Step 2: check and run generated scripts

  1. check generated scripts in $WIKI_PATH/cirrus_scripts to be looking OK
  2. Just run all the scripts that step 1 made. Best to run them step by step in screen or something and in the directory above
    cd $WIKI_PATH && sudo -u www-data ./cirrus_scripts/xaa.sh
    
    and check the logs

Step 3: generate 2nd part of bootstrapping

export N_SCRIPT_FILES=10 # or whatever number you want
wiki="openmedia"
WIKI_PATH=/var/www/v-species/o
if [[ -d  $WIKI_PATH ]]; then
  cd $WIKI_PATH
  pushd cirrus_scripts
  rm *.sh # remove old scripts
  # generate smaller page sets to work through, try different numbers depending on your experience
  sudo -u www-data php $WIKI_PATH/extensions/CirrusSearch/maintenance/forceSearchIndex.php --queue --maxJobs 5000 --pauseForJobs 1000 \
      --skipParse --buildChunks 5000  --conf $WIKI_PATH/LocalSettings.php |
      sed -e 's/$/ | tee -a cirrus_log\/'$wiki'.parse.log/' |
      split --number r/$N_SCRIPT_FILES
      # did output N_SCRIPT_FILES of FILE to xaa, xab
  # randomly sort commands within a script FILE to xaa, xab
  for script in x*; do sort --random-sort $script > $script.sh && rm $script; done
  popd
  sudo chown www-data:www-data -R cirrus_scripts
fi

Step 4: Same as step 2 but for the new scripts.
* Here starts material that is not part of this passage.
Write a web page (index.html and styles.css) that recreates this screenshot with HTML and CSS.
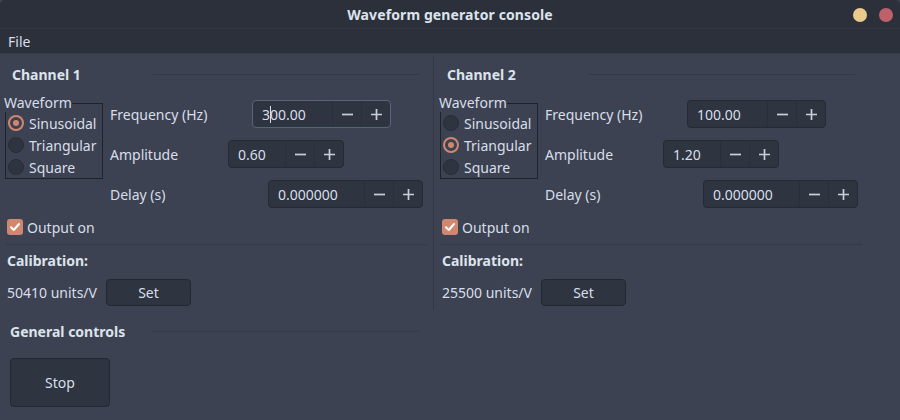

These scripts put more load on Elasticsearch so you might want to run them just one at a time if you don't have a huge Elasticsearch cluster or you want to make sure not to cause load spikes.

If you don't have a good job queue you can try the above but lower the buildChunks parameter significantly and remove the --queue parameter.

Handling ElasticSearch Outages

See README of extension CirrusSearch.

Upgrading

See README of extension CirrusSearch.